### [RAW DATA]
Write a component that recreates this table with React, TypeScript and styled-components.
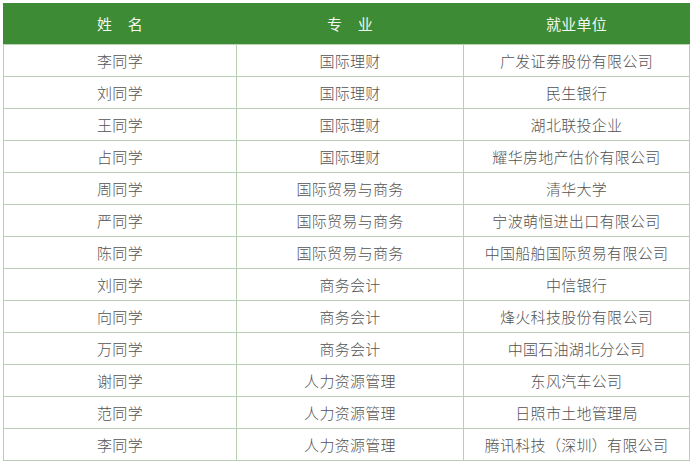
import React from "react";
import styled, { createGlobalStyle } from "styled-components";

const Global = createGlobalStyle`
  html, body { margin: 0; padding: 0; background: #ffffff; }
  body { font-family: "Noto Sans CJK SC", "Noto Sans", sans-serif; }
`;

const Page = styled.div`
  padding: 3px 0 0 3px;
`;

const Table = styled.table`
  width: 686px;
  border-collapse: collapse;
  table-layout: fixed;
`;

const HeadCell = styled.th`
  height: 41px;
  padding: 0;
  background: #3d8c35;
  color: #f2f7ef;
  font-size: 15px;
  font-weight: 400;
  text-align: center;
  letter-spacing: 0.3px;
  border-left: 1px solid #3d8c35;
  border-right: 1px solid #3d8c35;
  border-bottom: 1px solid #b9d3b3;
`;

const Cell = styled.td`
  height: 31px;
  padding: 0;
  color: #535353;
  font-size: 15px;
  font-weight: 300;
  text-align: center;
  border: 1px solid #b7d0b1;
  letter-spacing: 0.3px;
`;

const rows: [string, string, string][] = [
  ["李同学", "国际理财", "广发证券股份有限公司"],
  ["刘同学", "国际理财", "民生银行"],
  ["王同学", "国际理财", "湖北联投企业"],
  ["占同学", "国际理财", "耀华房地产估价有限公司"],
  ["周同学", "国际贸易与商务", "清华大学"],
  ["严同学", "国际贸易与商务", "宁波萌恒进出口有限公司"],
  ["陈同学", "国际贸易与商务", "中国船舶国际贸易有限公司"],
  ["刘同学", "商务会计", "中信银行"],
  ["向同学", "商务会计", "烽火科技股份有限公司"],
  ["万同学", "商务会计", "中国石油湖北分公司"],
  ["谢同学", "人力资源管理", "东风汽车公司"],
  ["范同学", "人力资源管理", "日照市土地管理局"],
  ["李同学", "人力资源管理", "腾讯科技（深圳）有限公司"],
];

export default function App() {
  return (
    <Page>
      <Global />
      <Table>
        <colgroup>
          <col style={{ width: 233 }} />
          <col style={{ width: 227 }} />
          <col style={{ width: 226 }} />
        </colgroup>
        <thead>
          <tr>
            <HeadCell>姓　名</HeadCell>
            <HeadCell>专　业</HeadCell>
            <HeadCell>就业单位</HeadCell>
          </tr>
        </thead>
        <tbody>
          {rows.map((r, i) => (
            <tr key={i}>
              <Cell>{r[0]}</Cell>
              <Cell>{r[1]}</Cell>
              <Cell>{r[2]}</Cell>
            </tr>
          ))}
        </tbody>
      </Table>
    </Page>
  );
}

### [EXERCISE DIRECTIONS]
Reproduce the material above verbatim; omit every picture.

### [TASK RESPONSE]
Write a component that recreates this table with React, TypeScript and styled-components.
import React from "react";
import styled, { createGlobalStyle } from "styled-components";

const Global = createGlobalStyle`
  html, body { margin: 0; padding: 0; background: #ffffff; }
  body { font-family: "Noto Sans CJK SC", "Noto Sans", sans-serif; }
`;

const Page = styled.div`
  padding: 3px 0 0 3px;
`;

const Table = styled.table`
  width: 686px;
  border-collapse: collapse;
  table-layout: fixed;
`;

const HeadCell = styled.th`
  height: 41px;
  padding: 0;
  background: #3d8c35;
  color: #f2f7ef;
  font-size: 15px;
  font-weight: 400;
  text-align: center;
  letter-spacing: 0.3px;
  border-left: 1px solid #3d8c35;
  border-right: 1px solid #3d8c35;
  border-bottom: 1px solid #b9d3b3;
`;

const Cell = styled.td`
  height: 31px;
  padding: 0;
  color: #535353;
  font-size: 15px;
  font-weight: 300;
  text-align: center;
  border: 1px solid #b7d0b1;
  letter-spacing: 0.3px;
`;

const rows: [string, string, string][] = [
  ["李同学", "国际理财", "广发证券股份有限公司"],
  ["刘同学", "国际理财", "民生银行"],
  ["王同学", "国际理财", "湖北联投企业"],
  ["占同学", "国际理财", "耀华房地产估价有限公司"],
  ["周同学", "国际贸易与商务", "清华大学"],
  ["严同学", "国际贸易与商务", "宁波萌恒进出口有限公司"],
  ["陈同学", "国际贸易与商务", "中国船舶国际贸易有限公司"],
  ["刘同学", "商务会计", "中信银行"],
  ["向同学", "商务会计", "烽火科技股份有限公司"],
  ["万同学", "商务会计", "中国石油湖北分公司"],
  ["谢同学", "人力资源管理", "东风汽车公司"],
  ["范同学", "人力资源管理", "日照市土地管理局"],
  ["李同学", "人力资源管理", "腾讯科技（深圳）有限公司"],
];

export default function App() {
  return (
    <Page>
      <Global />
      <Table>
        <colgroup>
          <col style={{ width: 233 }} />
          <col style={{ width: 227 }} />
          <col style={{ width: 226 }} />
        </colgroup>
        <thead>
          <tr>
            <HeadCell>姓　名</HeadCell>
            <HeadCell>专　业</HeadCell>
            <HeadCell>就业单位</HeadCell>
          </tr>
        </thead>
        <tbody>
          {rows.map((r, i) => (
            <tr key={i}>
              <Cell>{r[0]}</Cell>
              <Cell>{r[1]}</Cell>
              <Cell>{r[2]}</Cell>
            </tr>
          ))}
        </tbody>
      </Table>
    </Page>
  );
}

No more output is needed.